Pricing Structure and Cost Dynamics in SOFC Systems
SOFC pricing remains high due to material complexity and manufacturing intensity. Key cost drivers include:
- Ceramic stack production and sintering processes
- High-temperature system engineering
- Long-duration testing and certification cycles
- Installation and commissioning complexity
SOFC Cost Structure Overview (Industry Range)
| Cost Element | Impact Level | Market Effect |
| Stack manufacturing | Very high | Primary cost driver |
| Balance of plant | Moderate | Installation variability |
| Service & maintenance | High | Long-term revenue source |
| Power electronics | Moderate | Efficiency optimization |
| Installation & EPC | Moderate-high | Project-based variability |
Installed systems typically range from USD 4,000–8,000 per kW, with lifecycle economics heavily dependent on stack replacement cycles and service contract efficiency.

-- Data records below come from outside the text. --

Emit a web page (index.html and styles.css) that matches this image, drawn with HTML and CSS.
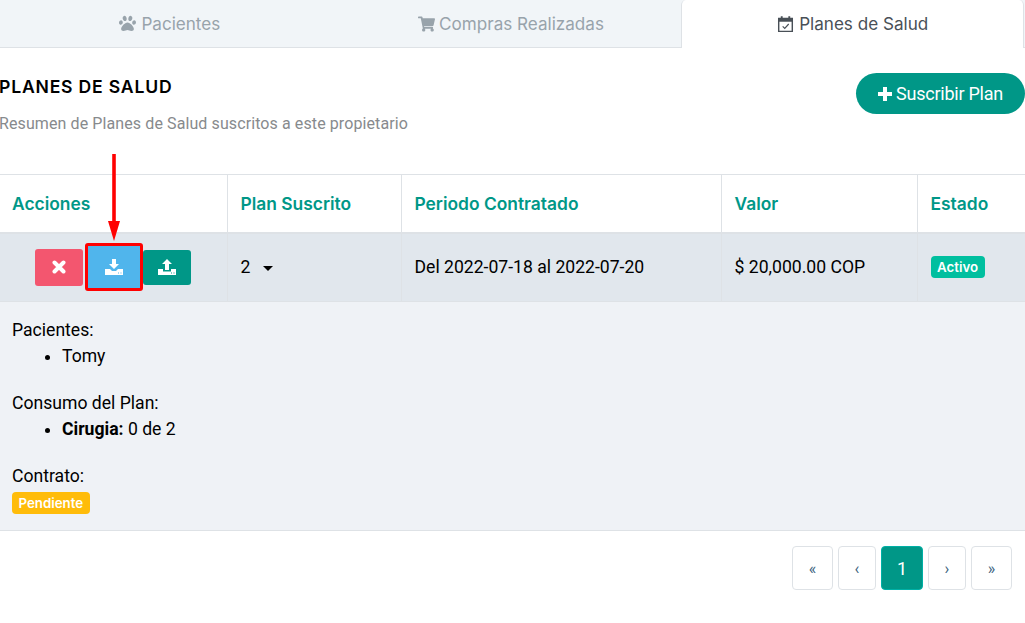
FILE: index.html
```html
<!DOCTYPE html>
<html lang="es">
<head>
<meta charset="utf-8">
<title>Planes de Salud</title>
<link rel="stylesheet" href="styles.css">
</head>
<body>
<nav class="tabs">
  <a class="tab"><svg class="tab-icon" viewBox="0 0 512 512"><path fill="currentColor" d="M256 224c-79 0-192 122-192 199 0 35 27 57 72 57 49 0 81-25 120-25 39 0 72 25 120 25 45 0 72-22 72-57 0-77-113-199-192-199zM76 163c-29-8-62 15-73 50-11 35 6 70 36 78 30 8 62-15 73-50 11-35-6-70-36-78z"/><path fill="currentColor" d="M193 179c31-8 47-49 35-91C216 46 180 19 149 27c-31 8-47 49-35 91 12 42 48 69 79 61zM319 179c31 8 67-19 79-61 12-42-4-83-35-91-31-8-67 19-79 61-12 42 4 83 35 91zM473 163c-29-8-62 15-73 50-11 35 6 70 36 78 30 8 62-15 73-50 11-35-6-70-36-78z"/></svg>Pacientes</a>
  <a class="tab"><svg class="tab-icon cart" viewBox="0 0 576 512"><path fill="currentColor" d="M528 301l47-208c3-15-8-29-23-29H159l-9-45C148 8 138 0 126 0H24C11 0 0 11 0 24v16c0 13 11 24 24 24h70l70 343c-17 10-28 28-28 49 0 31 25 56 56 56s56-25 56-56c0-16-6-30-17-40h210c-11 10-17 24-17 40 0 31 25 56 56 56s56-25 56-56c0-22-13-41-32-50l5-24c3-15-8-29-23-29H211l-7-32h301c11 0 21-8 23-19z"/></svg>Compras Realizadas</a>
  <a class="tab tab-active"><svg class="tab-icon calendar" viewBox="0 0 18 18"><path fill="none" stroke="currentColor" stroke-width="1.500" d="M1.800 3.200h14.400v13.600H1.800z"/><path fill="currentColor" d="M1.800 3.200h14.400v3.400H1.800z"/><path fill="none" stroke="currentColor" stroke-width="2" d="M5 .8v3.400M13 .8v3.400"/><path fill="none" stroke="currentColor" stroke-width="1.200" d="M6 11.500l2.200 2.200L12.400 9"/></svg>Planes de Salud</a>
</nav>

<main class="content">
  <header class="section-head">
    <div>
      <h1 class="section-title">PLANES DE SALUD</h1>
      <p class="section-sub">Resumen de Planes de Salud suscritos a este propietario</p>
    </div>
    <button class="subscribe"><svg class="plus" viewBox="0 0 14 14"><path fill="currentColor" d="M5 0h4v5h5v4H9v5H5V9H0V5h5z"/></svg>Suscribir Plan</button>
  </header>

  <table class="plans">
    <colgroup>
      <col class="c1"><col class="c2"><col class="c3"><col class="c4"><col class="c5">
    </colgroup>
    <thead>
      <tr>
        <th>Acciones</th>
        <th>Plan Suscrito</th>
        <th>Periodo Contratado</th>
        <th>Valor</th>
        <th>Estado</th>
      </tr>
    </thead>
    <tbody>
      <tr class="row-main">
        <td>
          <div class="actions">
            <button class="act act-del"><svg class="ico-x" viewBox="0 0 14 14"><path fill="none" stroke="currentColor" stroke-width="4" stroke-linecap="round" d="M2.500 2.500l9 9M11.500 2.500l-9 9"/></svg></button>
            <button class="act act-down"><svg class="ico-tray" viewBox="0 0 18 16"><path fill="currentColor" d="M7 0h4v5h3l-5 5-5-5h3z"/><path fill="currentColor" fill-rule="evenodd" d="M0 10h5l2 2h4l2-2h5v6H0zm13 3.500h1v1h-1zm2.500 0h1v1h-1z"/></svg></button>
            <button class="act act-up"><svg class="ico-tray" viewBox="0 0 18 16"><path fill="currentColor" d="M9 0l5 5h-3v6H7V5H4z"/><path fill="currentColor" fill-rule="evenodd" d="M0 10h5v2.500h8V10h5v6H0zm13 3.500h1v1h-1zm2.500 0h1v1h-1z"/></svg></button>
          </div>
        </td>
        <td><span class="plan-num">2</span><span class="caret"></span></td>
        <td>Del 2022-07-18 al 2022-07-20</td>
        <td>$ 20,000.00 COP</td>
        <td><span class="badge badge-ok">Activo</span></td>
      </tr>
      <tr class="row-detail">
        <td colspan="5">
          <div class="detail-label">Pacientes:</div>
          <ul class="detail-list"><li>Tomy</li></ul>
          <div class="detail-label">Consumo del Plan:</div>
          <ul class="detail-list"><li><strong>Cirugia:</strong> 0 de 2</li></ul>
          <div class="detail-label">Contrato:</div>
          <span class="badge badge-wait">Pendiente</span>
        </td>
      </tr>
    </tbody>
  </table>

  <nav class="pager">
    <a class="page">«</a>
    <a class="page">‹</a>
    <a class="page page-on">1</a>
    <a class="page">›</a>
    <a class="page">»</a>
  </nav>
</main>

<svg class="arrow" viewBox="0 0 14 88"><path fill="#f00" d="M5.200 0h3.600v68H5.200z"/><path fill="#f00" d="M1 67h12l-6 20z"/></svg>
</body>
</html>
```

FILE: styles.css
```css
* { box-sizing: border-box; }
html, body { margin: 0; padding: 0; }
body {
  position: relative;
  width: 1025px;
  height: 623px;
  overflow: hidden;
  background: #fff;
  font-family: Roboto, "Liberation Sans", sans-serif;
  font-size: 17.6px;
  color: #000;
}
.tabs {
  display: flex;
  height: 48px;
  background: #f1f5f8;
  border-bottom: 1px solid #dee2e6;
  padding-right: 1px;
}
.tab {
  flex: 1 1 0;
  display: flex;
  align-items: center;
  justify-content: center;
  gap: 4px;
  color: #98a3ab;
  font-family: Inter, Roboto, sans-serif;
  font-size: 17.1px;
}
.tab-active {
  height: 48px;
  padding-bottom: 1px;
  background: #fff;
  color: #495057;
  border: 1px solid #dee2e6;
  border-bottom: 0;
  border-top: 0;
  border-radius: 5px 5px 0 0;
}
.tab-icon { width: 19px; height: 17px; flex: none; margin-left: -2px; }
.cart { width: 17px; height: 16px; margin-left: 0; }
.calendar { width: 17px; height: 18px; margin-left: 0; margin-right: 1px; }

.section-head {
  display: flex;
  justify-content: space-between;
  align-items: flex-start;
  height: 126px;
  padding-top: 25px;
}
.section-title {
  margin: 0 0 0 -1px;
  font-family: Inter, Roboto, sans-serif;
  font-size: 17.6px;
  line-height: 28px;
  font-weight: 600;
  letter-spacing: 0.8px;
}
.section-sub {
  margin: 11px 0 0 -1px;
  font-size: 16px;
  line-height: 24px;
  color: #878a8d;
  letter-spacing: 0.1px;
}
.subscribe {
  display: flex;
  align-items: center;
  justify-content: center;
  gap: 4px;
  width: 169px;
  height: 41px;
  border: 0;
  border-radius: 21px;
  background: #009787;
  color: #fff;
  font-family: Roboto, sans-serif;
  font-size: 18px;
  letter-spacing: -0.25px;
  padding: 0;
}
.plus { width: 14px; height: 14px; }

.plans {
  width: 1025px;
  border-collapse: collapse;
  table-layout: fixed;
}
.c1 { width: 227px; }
.c2 { width: 174px; }
.c3 { width: 320px; }
.c4 { width: 196px; }
.c5 { width: 108px; }
.plans th, .plans td {
  padding: 0 13px;
  text-align: left;
  border: 1px solid #dee2e6;
}
.plans th:first-child, .plans td:first-child {
  border-left: 0;
  padding-left: 12px;
}
.plans th {
  height: 58px;
  color: #009787;
  font-family: Inter, Roboto, sans-serif;
  font-size: 17.4px;
  font-weight: 600;
  border-bottom-width: 2px;
}
.row-main td {
  height: 69px;
  background: #e1e7ed;
}
.row-detail td {
  height: 229px;
  padding-top: 15px;
  background: #eff2f6;
  vertical-align: top;
  line-height: 26.4px;
}
.actions {
  display: flex;
  justify-content: center;
  align-items: center;
}
.act {
  display: flex;
  align-items: center;
  justify-content: center;
  border: 0;
  padding: 0;
  border-radius: 3px;
  color: #fff;
}
.act-del { width: 48px; height: 37px; background: #f3566f; margin-right: 2px; }
.act-down {
  width: 58px;
  height: 48px;
  background: #50b5ec;
  border: 3px solid #f00;
  border-radius: 3px;
}
.act-up { width: 48px; height: 35px; background: #009787; }
.ico-x { width: 14px; height: 14px; }
.ico-tray { width: 18px; height: 16px; }
.plan-num { margin-right: 13px; }
.caret {
  display: inline-block;
  vertical-align: 2px;
  border-top: 5px solid #000;
  border-left: 5.500px solid transparent;
  border-right: 5.500px solid transparent;
}
.badge {
  display: inline-block;
  height: 22px;
  padding: 0 6.500px;
  border-radius: 4px;
  color: #fff;
  font-family: Inter, Roboto, sans-serif;
  font-size: 13.3px;
  font-weight: 600;
  line-height: 22px;
}
.badge-ok { background: #00bf9f; }
.badge-wait { display: block; width: max-content; background: #ffbc0a; margin-top: 3px; }
.detail-list {
  margin: 0 0 20px;
  padding-left: 50px;
}
.detail-list strong { font-weight: 700; }

.pager {
  display: flex;
  justify-content: flex-end;
  gap: 5px;
  margin-top: 15px;
  padding-right: 13px;
}
.page {
  display: flex;
  align-items: center;
  justify-content: center;
  width: 41px;
  height: 44px;
  border: 1px solid #dee2e6;
  border-radius: 4px;
  color: #3a5f7d;
  font-size: 16px;
}
.page:nth-child(2), .page:nth-child(4) { width: 38px; }
.page-on {
  width: 42px;
  background: #009787;
  border-color: #00b0a6;
  color: #fff;
  font-size: 18px;
}
.arrow {
  position: absolute;
  left: 107px;
  top: 154px;
  width: 14px;
  height: 88px;
}
```
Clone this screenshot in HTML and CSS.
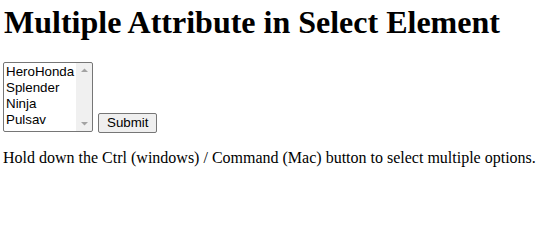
FILE: index.html
```html
<!DOCTYPE html>
<html>
<head>
<meta charset="utf-8">
<link rel="stylesheet" href="styles.css">
</head>
<body class="page">
<h1 class="title">Multiple Attribute in Select Element</h1>
<form class="form">
<select class="bikes" name="bikes" multiple>
<option value="herohonda">HeroHonda</option>
<option value="splender">Splender</option>
<option value="ninja">Ninja</option>
<option value="pulsav">Pulsav</option>
<option value="yamaha">Yamaha</option>
</select>
<input class="submit" type="submit" value="Submit">
</form>
<p class="hint">Hold down the Ctrl (windows) / Command (Mac) button to select multiple options.</p>
</body>
</html>
```
FILE: styles.css
```css
.page {
  font-family: "Liberation Serif", serif;
  margin: 4px 4px 4px 3px;
  color: #000;
  background: #fff;
}
.title {
  font-family: "Liberation Serif", serif;
  font-size: 32px;
  font-weight: bold;
  margin: 0 0 21px 1px;
}
.bikes, .submit {
  font-family: "Liberation Sans", Arial, sans-serif;
  font-size: 13.333px;
  color: #000;
}
.bikes {
  box-sizing: border-box;
  width: 90px;
  height: 70px;
  border: 1px solid #767676;
  border-radius: 2px;
  padding: 1px 17px 0 0;
  overflow: hidden;
  scrollbar-width: none;
  background-color: #fff;
  background-image:
    url("data:image/svg+xml;utf8,<svg xmlns='http://www.w3.org/2000/svg' width='17' height='17'><polygon points='5,10 12,10 8.5,6.5' fill='%23a3a3a3'/></svg>"),
    url("data:image/svg+xml;utf8,<svg xmlns='http://www.w3.org/2000/svg' width='17' height='17'><polygon points='5,7 12,7 8.5,10.5' fill='%23a3a3a3'/></svg>"),
    linear-gradient(to right, #f0f0f0, #f0f0f0);
  background-repeat: no-repeat;
  background-position: right top, right bottom, right top;
  background-size: 17px 17px, 17px 17px, 17px 100%;
  background-origin: border-box;
  background-clip: padding-box;
}
.bikes option {
  padding: 0 2px;
  line-height: 16px;
  height: 16px;
}
.submit {
  box-sizing: border-box;
  height: 20px;
  margin-left: 1px;
  background: #efefef;
  border: 1px solid #767676;
  border-radius: 2px;
  padding: 0 8px;
  line-height: 16px;
  vertical-align: 2px;
}
.hint {
  font-size: 16px;
  margin: 16px 0;
}
```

Recent Competitive and Industry Developments
- March 2025 – United States (Bloom Energy): Expanded California manufacturing capacity by several hundred megawatts, strengthening supply availability for data center and industrial contracts.
- April 2025 – Japan (METI): Expanded hydrogen and distributed energy subsidies, indirectly improving SOFC adoption in CHP and commercial installations.
- June 2024 – Japan (Mitsubishi Heavy Industries): Increased SOFC testing and validation infrastructure capacity, improving durability certification cycles.
- 2024–2026 – South Korea (KOGAS ecosystem): Continued integration of fuel cell systems into gas-based industrial microgrids.
- EU industrial pilots (Germany, Netherlands): Expansion of CHP-linked SOFC demonstration projects under ETS-driven decarbonization frameworks.